Palladium dendron encapsulated nanoparticles grown from MCM-41 and SBA-15

Abstract

The synthesis and characterization of palladium nanoparticles templated in melamine-based dendrons grown from ordered mesoporous silica (OMS) are reported. The metal complexation and reduction are monitored by UV-vis spectroscopy which shows that the palladium loading can be varied from 1 wt% to 3 wt%. The STEM images show the formation of uniformly sized palladium particles approximately 2 nanometers in size within the OMS pores. In contrast to prior work with dendrimers in solution where G4 or higher generation moieties were needed here it is shown that highly uniform nanoparticles can be formed in small dendron fragments, i.e. G2. The accessibility of both the metal sites and dendron ligand sites was demonstrated by catalytic probe reactions and CO₂ uptake experiments. The TOF values for the Heck reaction vary from 160 to 239 mmol iodobenzene consumed per mmol Pd demonstrating that the encapsulated palladium particles are catalytically active.
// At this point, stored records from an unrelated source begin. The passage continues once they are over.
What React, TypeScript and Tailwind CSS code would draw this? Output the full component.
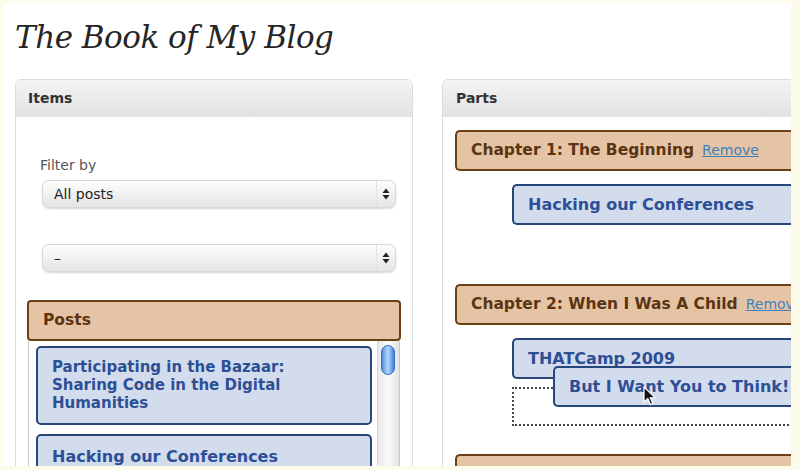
const sans = "font-['DejaVu_Sans',_'Liberation_Sans',_sans-serif]";

const Updown = () => (
  <svg width="8" height="12" viewBox="0 0 8 12">
    <path d="M4 0.5 L7.5 5 H0.5 Z" fill="#222" />
    <path d="M4 11.5 L7.5 7 H0.5 Z" fill="#222" />
  </svg>
);

const SelectBox = ({ label }: { label: string }) => (
  <div className="flex h-[28px] w-[354px] items-center rounded-[7px] border border-[#d8d8d8] bg-gradient-to-b from-[#fdfdfd] via-[#f1f1f1] to-[#e4e4e4] shadow-[0_1px_2px_rgba(0,0,0,0.15)]">
    <span className="flex-1 pl-[11px] text-[14px] text-[#222]">{label}</span>
    <span className="flex h-full w-[19px] items-center justify-center border-l border-[#e2e2e2]">
      <Updown />
    </span>
  </div>
);

const Chapter = ({ title }: { title: string }) => (
  <div className="flex h-[41px] w-[420px] items-center gap-[8px] rounded-l-[5px] border-2 border-r-0 border-[#6b4016] bg-[#e5c4a6] pl-[14px]">
    <span className="text-[15.5px] font-bold text-[#5b3512]">{title}</span>
    <span className="text-[14px] text-[#3f7fbd] underline">Remove</span>
  </div>
);

const PartPost = ({ title, className = "" }: { title: string; className?: string }) => (
  <div
    className={`flex h-[41px] w-[320px] items-center rounded-l-[5px] border-2 border-r-0 border-[#27467a] bg-[#d3dcec] pl-[14px] text-[16px] font-bold text-[#2d4f96] ${className}`}
  >
    {title}
  </div>
);

const Cursor = () => (
  <svg width="14" height="21" viewBox="0 0 14 21" className="absolute left-[90px] top-[20px]">
    <path d="M1 1 V16 L4.8 12.6 L7.4 18.6 L9.8 17.5 L7.3 11.8 H12.3 Z" fill="#111" stroke="#fff" strokeWidth="1.2" />
  </svg>
);

const App = () => {
  return (
    <div className="h-[470px] w-[800px] overflow-hidden bg-[#fdfcea] pl-[4px] pt-[3px]">
      <div className={`h-[463px] w-[787px] overflow-hidden bg-white ${sans}`}>
        <h1 className="ml-[11px] mt-[13px] h-[43px] font-['DejaVu_Serif',_serif] text-[31px] italic leading-[43px] tracking-[-0.5px] text-[#262626]">
          The Book of My Blog
        </h1>
        <div className="ml-[11px] mt-[20px] flex gap-[29px]">
          {/* Items */}
          <div className="h-[400px] w-[398px] shrink-0 rounded-t-[6px] border border-[#dcdcdc]">
            <div className="flex h-[37px] items-center rounded-t-[6px] bg-gradient-to-b from-[#f4f4f4] to-[#e2e2e2] pl-[12px] text-[14px] font-bold text-[#333]">
              Items
            </div>
            <div className="flex flex-col pl-[26px] pt-[39px]">
              <div className="mb-[6px] ml-[-2px] text-[14px] leading-[18px] text-[#555]">Filter by</div>
              <SelectBox label="All posts" />
              <div className="mt-[36px]">
                <SelectBox label="–" />
              </div>
            </div>
            <div className="ml-[11px] mt-[28px] w-[374px]">
              <div className="flex h-[41px] items-center rounded-[4px] border-2 border-[#6b4016] bg-[#e5c4a6] pl-[14px] text-[15.5px] font-bold text-[#5b3512]">
                Posts
              </div>
              <div className="mx-[1px] flex h-[200px] border-x border-[#c8c8c8]">
                <div className="flex flex-1 flex-col gap-[9px] pl-[7px] pr-[5px] pt-[5px]">
                  <div className="rounded-[5px] border-2 border-[#27467a] bg-[#d3dcec] px-[14px] pb-[11px] pt-[10px] text-[15px] font-bold leading-[18px] text-[#2d4f96]">
                    Participating in the Bazaar:
                    <br />
                    Sharing Code in the Digital
                    <br />
                    Humanities
                  </div>
                  <div className="h-[41px] rounded-[5px] border-2 border-[#27467a] bg-[#d3dcec] px-[14px] pt-[9px] text-[16px] font-bold text-[#2d4f96]">
                    Hacking our Conferences
                  </div>
                </div>
                <div className="w-[22px] border-l border-[#d6d6d6] bg-gradient-to-r from-[#e9e9e9] via-[#fafafa] to-[#e3e3e3] pl-[3px] pt-[4px]">
                  <div className="h-[30px] w-[14px] rounded-full border border-[#2f6fc4] bg-gradient-to-r from-[#4f8fe0] via-[#b6d8ff] to-[#3d7fd6]" />
                </div>
              </div>
            </div>
          </div>

          {/* Parts */}
          <div className="h-[400px] w-[360px] shrink-0 rounded-tl-[6px] border-l border-t border-[#dcdcdc]">
            <div className="flex h-[37px] items-center rounded-tl-[6px] bg-gradient-to-b from-[#f4f4f4] to-[#e2e2e2] pl-[13px] text-[14px] font-bold text-[#333]">
              Parts
            </div>
            <div className="flex flex-col pl-[12px] pt-[13px]">
              <Chapter title="Chapter 1: The Beginning" />
              <PartPost title="Hacking our Conferences" className="ml-[57px] mt-[13px]" />
              <div className="mt-[59px]">
                <Chapter title="Chapter 2: When I Was A Child" />
              </div>
              <div className="relative ml-[57px] mt-[13px]">
                <PartPost title="THATCamp 2009" className="h-[40px]" />
                <div className="mt-[8px] h-[39px] w-[320px] border-2 border-r-0 border-dotted border-[#444]" />
                <div className="absolute left-[41px] top-[28px] h-[41px] w-[360px]">
                  <PartPost title="But I Want You to Think!" className="h-[41px] w-[360px]" />
                  <Cursor />
                </div>
              </div>
              <div className="mt-[28px] h-[41px] w-[420px] rounded-tl-[5px] border-l-2 border-t-2 border-[#6b4016] bg-[#e5c4a6]" />
            </div>
          </div>
        </div>
      </div>
    </div>
  );
};

export default App;
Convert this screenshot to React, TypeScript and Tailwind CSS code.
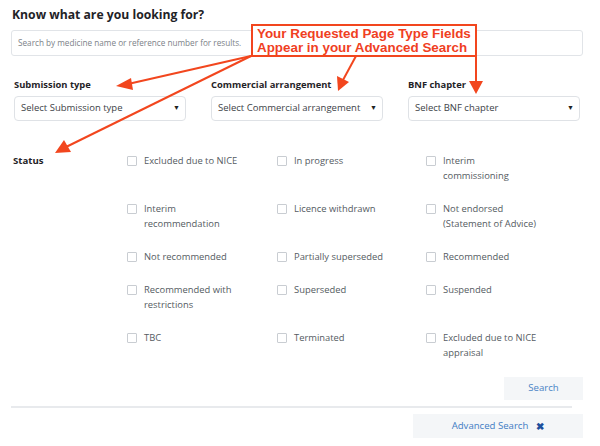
import React from 'react';

const columns: string[][] = [
  ['Excluded due to NICE', 'In progress', 'Interim commissioning'],
  ['Interim recommendation', 'Licence withdrawn', 'Not endorsed (Statement of Advice)'],
  ['Not recommended', 'Partially superseded', 'Recommended'],
  ['Recommended with restrictions', 'Superseded', 'Suspended'],
  ['TBC', 'Terminated', 'Excluded due to NICE appraisal'],
];

const selects = [
  { label: 'Submission type', placeholder: 'Select Submission type' },
  { label: 'Commercial arrangement', placeholder: 'Select Commercial arrangement' },
  { label: 'BNF chapter', placeholder: 'Select BNF chapter' },
];

const CheckItem: React.FC<{ text: string }> = ({ text }) => (
  <label className="flex items-start gap-[7px]">
    <span className="mt-[3px] h-[10px] w-[10px] shrink-0 border border-[#c9cdd2] rounded-[1px] bg-white" />
    <span className="w-[96px] text-[9.4px] leading-[15px] text-[#555b62]">{text}</span>
  </label>
);

const Arrows: React.FC = () => (
  <svg className="pointer-events-none absolute left-0 top-0" width="600" height="446" viewBox="0 0 600 446">
    <g stroke="#f2461e" strokeWidth="2" fill="none">
      <line x1="251" y1="56" x2="128" y2="84" />
      <line x1="251" y1="56" x2="66" y2="147" />
      <line x1="356" y1="56" x2="343" y2="80" />
      <line x1="476" y1="56" x2="476" y2="82" />
    </g>
    <g fill="#f2461e">
      <polygon points="116,86 131,78 133,90" />
      <polygon points="55,153 64,140 71,152" />
      <polygon points="338,91 337,76 349,82" />
      <polygon points="476,94 469,81 483,81" />
    </g>
  </svg>
);

export default function App() {
  return (
    <div className="relative h-[446px] w-[600px] overflow-hidden bg-white font-['Open_Sans',sans-serif]">
      <div className="w-[594px] px-[11px] pt-[6px]">
        <h2 className="ml-[1px] text-[12.2px] font-bold leading-[18px] text-[#1f2327]">
          Know what are you looking for?
        </h2>
        <div className="mt-[6px] flex h-[26px] items-center rounded-[3px] border border-[#e1e4e8] px-[6px] text-[8.2px] text-[#7c8288]">
          Search by medicine name or reference number for results.
        </div>

        <div className="mt-[21px] grid grid-cols-3 gap-x-[25px] pl-[3px] pr-[3px]">
          {selects.map((s) => (
            <div key={s.label}>
              <div className="whitespace-nowrap text-[9.4px] font-bold leading-[16px] text-[#1f2327]">{s.label}</div>
              <div className="mt-[3px] flex h-[25px] items-center justify-between rounded-[4px] border border-[#dfe2e6] pl-[6px] pr-[5px] text-[9.5px] text-[#3d4247]">
                <span className="whitespace-nowrap">{s.placeholder}</span>
                <span className="text-[7px] text-[#222]">▼</span>
              </div>
            </div>
          ))}
        </div>

        <div className="mt-[32px] flex">
          <div className="w-[116px] pl-[2px] text-[9.6px] font-bold leading-[15px] text-[#1f2327]">Status</div>
          <div className="grid flex-1 grid-cols-[150px_149px_1fr] gap-y-[18px]">
            {columns.flat().map((t) => (
              <CheckItem key={t} text={t} />
            ))}
          </div>
        </div>

        <div className="mt-[17px] flex justify-end">
          <button className="h-[23px] w-[79px] bg-[#f4f6f8] text-[9.6px] text-[#4a84c6]">Search</button>
        </div>
        <div className="mr-[11px] mt-[6px] h-[2px] bg-[#e8eaed]" />
        <div className="mt-[6px] flex justify-end">
          <button className="flex h-[24px] w-[170px] items-center justify-center gap-[8px] bg-[#f4f6f8] text-[9.6px] text-[#3f7cc4]">
            <span>Advanced Search</span>
            <span className="text-[10px] font-bold text-[#1e4f9c]">✖</span>
          </button>
        </div>
      </div>

      <Arrows />
      <div className="absolute left-[251px] top-[24px] h-[33px] w-[226px] whitespace-nowrap border-2 border-[#f2461e] bg-white pl-[4px] pt-[1px] font-['Liberation_Sans',Arial,sans-serif] text-[13.4px] font-bold leading-[14px] text-[#f0401f]">
        Your Requested Page Type Fields
        <br />
        Appear in your Advanced Search
      </div>
    </div>
  );
}
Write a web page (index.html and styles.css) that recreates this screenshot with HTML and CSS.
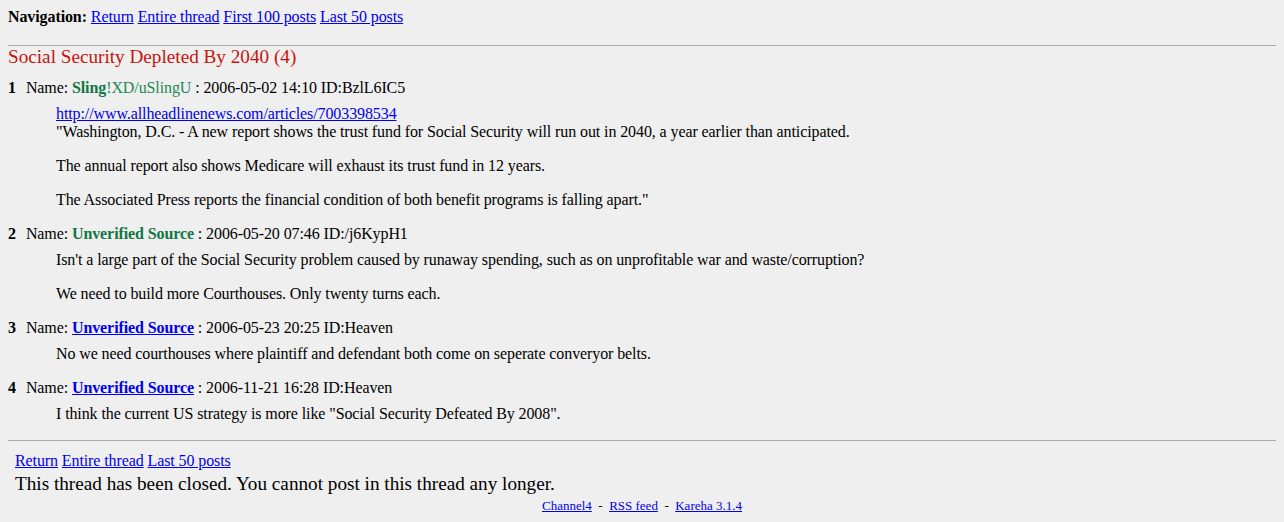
FILE: index.html
```
<!DOCTYPE html>
<html lang="en">
<head>
    <meta charset="UTF-8">
    <title>Social Security Depleted By 2040</title>
    <link rel="stylesheet" href="styles.css">
</head>
<body>
    <div class="navigation">
        <strong>Navigation:</strong>
        <a href="#">Return</a>
        <a href="#">Entire thread</a>
        <a href="#">First 100 posts</a>
        <a href="#">Last 50 posts</a>
    </div>

    <hr class="rule">

    <div class="thread">
        <h2 class="thread-title">Social Security Depleted By 2040 (4)</h2>

        <div class="reply">
            <h3 class="reply-head"><span class="reply-num">1</span>Name: <span class="poster-name">Sling</span><span class="poster-trip">!XD/uSlingU</span> : 2006-05-02 14:10 ID:BzlL6IC5</h3>
            <div class="reply-text">
                <p><a href="#">http://www.allheadlinenews.com/articles/7003398534</a><br>"Washington, D.C. - A new report shows the trust fund for Social Security will run out in 2040, a year earlier than anticipated.</p>
                <p>The annual report also shows Medicare will exhaust its trust fund in 12 years.</p>
                <p>The Associated Press reports the financial condition of both benefit programs is falling apart."</p>
            </div>
        </div>

        <div class="reply">
            <h3 class="reply-head"><span class="reply-num">2</span>Name: <span class="poster-name">Unverified Source</span> : 2006-05-20 07:46 ID:/j6KypH1</h3>
            <div class="reply-text">
                <p>Isn't a large part of the Social Security problem caused by runaway spending, such as on unprofitable war and waste/corruption?</p>
                <p>We need to build more Courthouses. Only twenty turns each.</p>
            </div>
        </div>

        <div class="reply">
            <h3 class="reply-head"><span class="reply-num">3</span>Name: <a class="poster-mail" href="#">Unverified Source</a> : 2006-05-23 20:25 ID:Heaven</h3>
            <div class="reply-text">
                <p>No we need courthouses where plaintiff and defendant both come on seperate converyor belts.</p>
            </div>
        </div>

        <div class="reply">
            <h3 class="reply-head"><span class="reply-num">4</span>Name: <a class="poster-mail" href="#">Unverified Source</a> : 2006-11-21 16:28 ID:Heaven</h3>
            <div class="reply-text">
                <p>I think the current US strategy is more like "Social Security Defeated By 2008".</p>
            </div>
        </div>
    </div>

    <hr class="rule rule-bottom">

    <div class="thread-footer">
        <div class="footer-links">
            <a href="#">Return</a>
            <a href="#">Entire thread</a>
            <a href="#">Last 50 posts</a>
        </div>
        <div class="closed">This thread has been closed. You cannot post in this thread any longer.</div>
    </div>

    <div class="credits">
        <a href="#">Channel4</a>&nbsp; - &nbsp;<a href="#">RSS feed</a>&nbsp; - &nbsp;<a href="#">Kareha 3.1.4</a>
    </div>
</body>
</html>
```

FILE: styles.css
```
body {
    margin: 8px;
    background-color: #efefef;
    color: #000;
    font-family: "Liberation Serif", "Times New Roman", serif;
    font-size: 16px;
    letter-spacing: -0.1px;
}

a {
    color: #0000ee;
}

.rule {
    border: 0;
    border-top: 1px solid #aaa;
    height: 0;
    margin: 19px 0 0;
}

.rule-bottom {
    margin-top: 17px;
}

.thread-title {
    margin: 0 0 11px;
    font-size: 19.2px;
    font-weight: normal;
    letter-spacing: 0;
    color: #c8140c;
}

.reply-head {
    margin: 0;
    font-size: 16px;
    font-weight: normal;
}

.reply-num {
    font-weight: bold;
    margin-right: 10px;
}

.poster-name {
    color: #117743;
    font-weight: bold;
}

.poster-trip {
    color: #228854;
}

.poster-mail {
    font-weight: bold;
}

.reply-text {
    margin: 8px 0 16px 48px;
}

.reply-text p {
    margin: 0 0 16px;
}

.reply-text p:last-child {
    margin-bottom: 0;
}

.thread-footer {
    padding: 11px 7px 0;
}

.closed {
    margin-top: 3px;
    font-size: 19.2px;
    letter-spacing: 0;
}

.credits {
    margin-top: 3px;
    text-align: center;
    font-size: 13px;
    letter-spacing: 0;
}
```
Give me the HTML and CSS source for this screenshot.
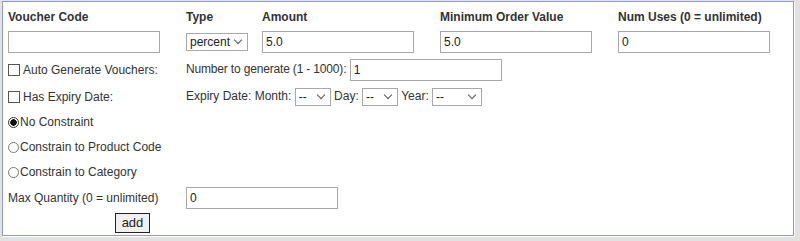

The initial rate for the nitroaldol (Henry) reaction decreases from 14.9 to 7.3 mmol aldehyde consumed per g catalyst per h but nonetheless shows that the amine sites are catalytically active in the palladium-containing samples. Carbon dioxide uptake measurements showed minimal perturbations to the CO₂ uptake after palladium particle formation. These hybrid materials have potential uses in reactions where both the organic and metal center can be used sequentially such as cascade reactions.